Market Expectations and Volatility

Markets tend to price in halvings months in advance, which can cause increased volatility. Traders and investors adjust positions based on expected supply shocks.

Technical and Economic Significance

Deflationary Supply Model

Halving reinforces Bitcoin’s deflationary model by permanently limiting new supply issuance, contrasting fiat currencies subject to inflationary policies.

Incentives and Network Security

Block rewards incentivize miners, securing the network. Halving maintains economic incentives over time but shifts reliance toward transaction fees for miner compensation as rewards diminish.

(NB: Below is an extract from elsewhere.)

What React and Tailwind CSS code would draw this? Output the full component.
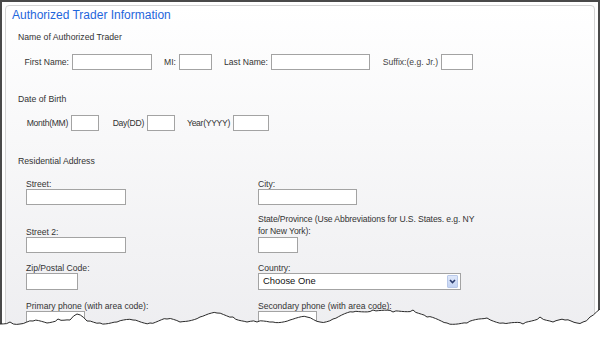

Preparing for the Upcoming Halving

With the next Bitcoin halving anticipated in 2024, participants in the crypto ecosystem should understand potential effects:

  • Miners: Must optimize operations for efficiency and explore alternative revenue streams such as transaction fees and other blockchain services.
  • Investors: Should evaluate Bitcoin’s valuation with respect to halving-driven scarcity and overall market sentiment.
  • Developers and Businesses: Anticipate changes in network activity and transaction economics.

Frequently Asked Questions About Bitcoin Halving

Does halving guarantee price increases?

No guarantee exists. While past halvings correlated with price growth, multiple factors influence market behavior, including macroeconomic conditions and regulatory developments.

How does halving affect transaction fees?

As block rewards decline, miners increasingly rely on transaction fees, potentially increasing fees during periods of high network congestion.

Will mining become unprofitable after halving?

Some miners with high costs may exit if rewards don't cover expenses. However, improved efficiency and rising Bitcoin prices can offset reduced rewards.